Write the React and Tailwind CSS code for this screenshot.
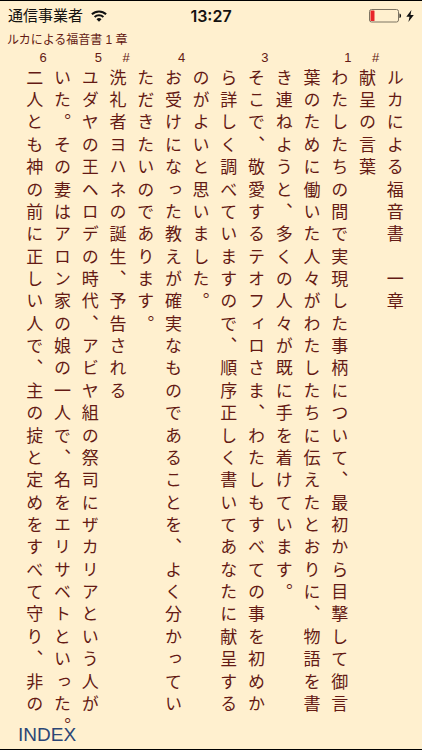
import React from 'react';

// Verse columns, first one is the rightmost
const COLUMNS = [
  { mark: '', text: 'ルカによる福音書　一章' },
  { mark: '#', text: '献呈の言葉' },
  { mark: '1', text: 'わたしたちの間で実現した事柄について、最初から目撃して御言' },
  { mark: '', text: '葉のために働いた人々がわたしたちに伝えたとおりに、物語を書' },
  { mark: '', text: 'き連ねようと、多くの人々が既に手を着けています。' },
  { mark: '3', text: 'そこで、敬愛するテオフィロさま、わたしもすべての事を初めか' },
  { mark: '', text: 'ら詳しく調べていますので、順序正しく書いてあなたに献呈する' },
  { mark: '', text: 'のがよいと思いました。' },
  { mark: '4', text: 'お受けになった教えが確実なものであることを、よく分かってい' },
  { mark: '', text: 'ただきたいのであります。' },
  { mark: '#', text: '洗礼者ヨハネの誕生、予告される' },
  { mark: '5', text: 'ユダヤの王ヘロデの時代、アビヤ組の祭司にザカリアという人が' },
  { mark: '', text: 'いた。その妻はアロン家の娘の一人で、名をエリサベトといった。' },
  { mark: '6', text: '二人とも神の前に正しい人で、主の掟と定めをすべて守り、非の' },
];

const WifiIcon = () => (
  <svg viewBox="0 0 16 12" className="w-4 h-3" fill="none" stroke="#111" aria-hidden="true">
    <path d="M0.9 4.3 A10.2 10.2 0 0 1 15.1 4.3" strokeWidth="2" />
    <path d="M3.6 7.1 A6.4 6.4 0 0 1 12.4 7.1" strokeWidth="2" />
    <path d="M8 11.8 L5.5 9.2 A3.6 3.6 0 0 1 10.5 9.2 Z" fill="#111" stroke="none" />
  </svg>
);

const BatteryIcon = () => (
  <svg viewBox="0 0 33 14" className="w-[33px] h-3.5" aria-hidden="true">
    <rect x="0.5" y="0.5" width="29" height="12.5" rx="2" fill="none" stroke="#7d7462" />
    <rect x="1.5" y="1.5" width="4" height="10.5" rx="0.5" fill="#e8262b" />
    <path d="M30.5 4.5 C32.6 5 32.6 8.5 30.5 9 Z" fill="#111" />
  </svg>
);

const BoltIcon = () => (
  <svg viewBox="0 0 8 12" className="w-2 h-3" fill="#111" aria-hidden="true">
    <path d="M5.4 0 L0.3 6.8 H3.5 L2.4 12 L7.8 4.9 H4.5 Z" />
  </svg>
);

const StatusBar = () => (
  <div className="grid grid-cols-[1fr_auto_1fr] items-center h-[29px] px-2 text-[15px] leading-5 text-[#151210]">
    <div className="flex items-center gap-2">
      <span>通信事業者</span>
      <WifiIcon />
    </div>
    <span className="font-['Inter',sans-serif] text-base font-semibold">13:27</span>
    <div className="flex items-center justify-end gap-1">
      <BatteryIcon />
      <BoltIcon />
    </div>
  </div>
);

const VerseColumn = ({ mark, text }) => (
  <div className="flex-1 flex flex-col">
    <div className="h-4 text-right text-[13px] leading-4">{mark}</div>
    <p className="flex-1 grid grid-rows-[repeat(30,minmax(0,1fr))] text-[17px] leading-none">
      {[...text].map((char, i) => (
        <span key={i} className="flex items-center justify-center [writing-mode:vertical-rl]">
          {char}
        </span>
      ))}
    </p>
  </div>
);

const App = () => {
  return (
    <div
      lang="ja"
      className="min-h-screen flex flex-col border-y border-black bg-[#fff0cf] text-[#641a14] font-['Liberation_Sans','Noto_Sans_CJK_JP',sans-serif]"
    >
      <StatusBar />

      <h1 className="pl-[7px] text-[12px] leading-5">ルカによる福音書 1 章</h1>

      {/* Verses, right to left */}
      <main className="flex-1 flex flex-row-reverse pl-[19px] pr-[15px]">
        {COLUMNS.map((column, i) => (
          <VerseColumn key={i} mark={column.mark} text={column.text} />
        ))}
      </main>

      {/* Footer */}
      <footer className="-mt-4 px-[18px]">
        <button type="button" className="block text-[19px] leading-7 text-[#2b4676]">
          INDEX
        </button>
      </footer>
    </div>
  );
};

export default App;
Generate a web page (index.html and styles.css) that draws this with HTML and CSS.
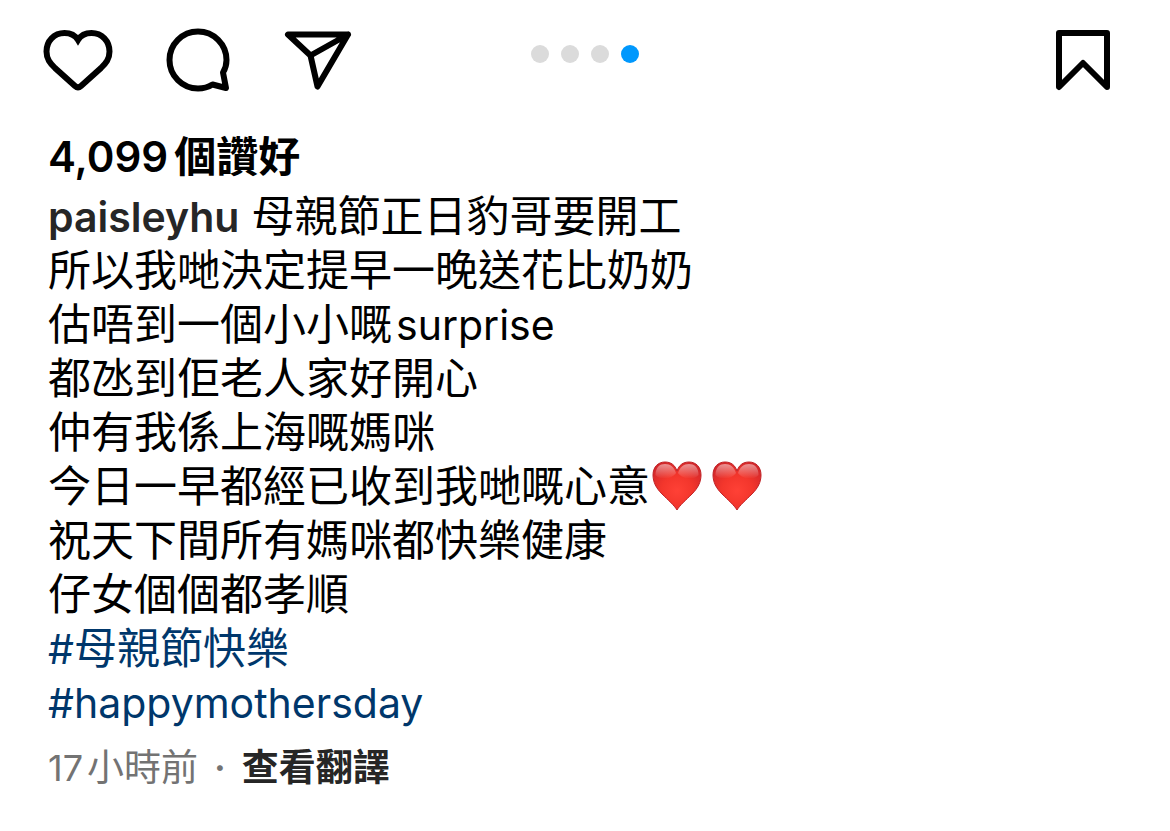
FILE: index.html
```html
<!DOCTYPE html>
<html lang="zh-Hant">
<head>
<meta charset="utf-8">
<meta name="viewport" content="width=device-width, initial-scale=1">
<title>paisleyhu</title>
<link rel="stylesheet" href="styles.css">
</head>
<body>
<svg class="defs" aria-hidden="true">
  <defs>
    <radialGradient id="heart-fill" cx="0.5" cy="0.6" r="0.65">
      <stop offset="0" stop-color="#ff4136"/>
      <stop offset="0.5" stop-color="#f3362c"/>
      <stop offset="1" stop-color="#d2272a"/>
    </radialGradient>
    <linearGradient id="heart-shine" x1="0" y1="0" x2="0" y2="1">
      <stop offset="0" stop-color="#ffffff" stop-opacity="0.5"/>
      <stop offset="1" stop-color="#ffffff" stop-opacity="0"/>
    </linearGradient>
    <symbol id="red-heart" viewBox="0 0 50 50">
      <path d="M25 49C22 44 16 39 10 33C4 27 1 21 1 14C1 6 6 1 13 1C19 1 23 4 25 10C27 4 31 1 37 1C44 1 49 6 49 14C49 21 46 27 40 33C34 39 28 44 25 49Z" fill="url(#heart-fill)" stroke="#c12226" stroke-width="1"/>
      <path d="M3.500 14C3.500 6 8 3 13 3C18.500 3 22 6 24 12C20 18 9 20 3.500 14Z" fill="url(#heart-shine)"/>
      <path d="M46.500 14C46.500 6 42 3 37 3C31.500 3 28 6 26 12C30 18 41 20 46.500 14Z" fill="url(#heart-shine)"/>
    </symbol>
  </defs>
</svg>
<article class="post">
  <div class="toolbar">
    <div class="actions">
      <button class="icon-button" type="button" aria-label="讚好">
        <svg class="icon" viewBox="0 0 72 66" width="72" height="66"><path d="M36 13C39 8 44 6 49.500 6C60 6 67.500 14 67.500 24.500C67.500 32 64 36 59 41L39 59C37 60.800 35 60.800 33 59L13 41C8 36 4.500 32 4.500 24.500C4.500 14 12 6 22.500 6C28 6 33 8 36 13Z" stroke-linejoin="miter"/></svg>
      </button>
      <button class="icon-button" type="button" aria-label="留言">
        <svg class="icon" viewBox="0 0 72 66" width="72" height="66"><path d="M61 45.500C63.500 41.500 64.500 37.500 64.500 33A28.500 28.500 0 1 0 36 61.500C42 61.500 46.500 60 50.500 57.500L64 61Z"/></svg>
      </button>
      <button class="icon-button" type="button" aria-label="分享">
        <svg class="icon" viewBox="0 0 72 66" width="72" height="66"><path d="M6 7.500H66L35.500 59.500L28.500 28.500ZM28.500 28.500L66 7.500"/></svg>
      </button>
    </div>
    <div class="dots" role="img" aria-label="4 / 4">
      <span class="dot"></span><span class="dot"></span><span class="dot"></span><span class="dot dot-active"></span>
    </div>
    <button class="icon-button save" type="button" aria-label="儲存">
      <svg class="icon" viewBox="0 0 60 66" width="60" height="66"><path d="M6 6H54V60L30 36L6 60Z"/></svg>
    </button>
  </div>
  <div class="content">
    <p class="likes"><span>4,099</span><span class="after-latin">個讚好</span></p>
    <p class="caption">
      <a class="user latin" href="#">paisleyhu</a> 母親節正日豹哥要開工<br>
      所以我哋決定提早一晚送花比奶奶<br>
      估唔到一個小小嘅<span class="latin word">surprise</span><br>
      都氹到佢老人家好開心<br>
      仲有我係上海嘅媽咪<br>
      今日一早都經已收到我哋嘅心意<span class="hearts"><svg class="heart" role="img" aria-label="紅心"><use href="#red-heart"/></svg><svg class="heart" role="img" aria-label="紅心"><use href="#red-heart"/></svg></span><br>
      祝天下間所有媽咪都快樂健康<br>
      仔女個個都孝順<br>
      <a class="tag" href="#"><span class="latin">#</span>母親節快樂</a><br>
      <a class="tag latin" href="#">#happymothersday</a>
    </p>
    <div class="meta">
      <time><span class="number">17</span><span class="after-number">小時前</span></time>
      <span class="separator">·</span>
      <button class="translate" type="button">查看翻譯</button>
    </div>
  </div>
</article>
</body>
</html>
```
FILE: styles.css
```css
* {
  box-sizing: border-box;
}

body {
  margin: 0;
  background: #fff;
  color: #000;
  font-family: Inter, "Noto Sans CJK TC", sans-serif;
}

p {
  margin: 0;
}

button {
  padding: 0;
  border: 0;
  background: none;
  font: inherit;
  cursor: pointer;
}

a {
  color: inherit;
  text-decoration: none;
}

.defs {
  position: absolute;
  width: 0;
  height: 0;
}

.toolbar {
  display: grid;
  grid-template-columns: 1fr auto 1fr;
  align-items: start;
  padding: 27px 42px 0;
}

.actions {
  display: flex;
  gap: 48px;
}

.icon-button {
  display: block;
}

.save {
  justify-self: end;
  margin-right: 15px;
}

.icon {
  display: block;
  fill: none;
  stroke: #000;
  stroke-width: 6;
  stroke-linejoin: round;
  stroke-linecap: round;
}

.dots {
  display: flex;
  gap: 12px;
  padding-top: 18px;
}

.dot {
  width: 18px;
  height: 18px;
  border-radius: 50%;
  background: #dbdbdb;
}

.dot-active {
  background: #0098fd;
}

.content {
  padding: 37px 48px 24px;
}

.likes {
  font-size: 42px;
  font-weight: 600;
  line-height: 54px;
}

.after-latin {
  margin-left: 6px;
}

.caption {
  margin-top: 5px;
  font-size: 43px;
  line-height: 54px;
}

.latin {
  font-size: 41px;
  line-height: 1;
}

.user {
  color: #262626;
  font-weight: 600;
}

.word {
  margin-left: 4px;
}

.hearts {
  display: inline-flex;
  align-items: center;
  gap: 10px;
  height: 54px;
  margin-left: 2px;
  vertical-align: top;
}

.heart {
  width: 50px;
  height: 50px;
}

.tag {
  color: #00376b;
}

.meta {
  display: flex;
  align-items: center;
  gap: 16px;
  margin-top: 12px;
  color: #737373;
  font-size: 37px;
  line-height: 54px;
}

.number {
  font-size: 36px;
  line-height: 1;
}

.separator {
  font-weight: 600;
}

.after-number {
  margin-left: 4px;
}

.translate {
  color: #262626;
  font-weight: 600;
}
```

- [Exercise]
Check each line above for the string "this" and show the ones that have it.

- [Task output]
Write the React and Tailwind CSS code for this screenshot.
Generate a web page (index.html and styles.css) that draws this with HTML and CSS.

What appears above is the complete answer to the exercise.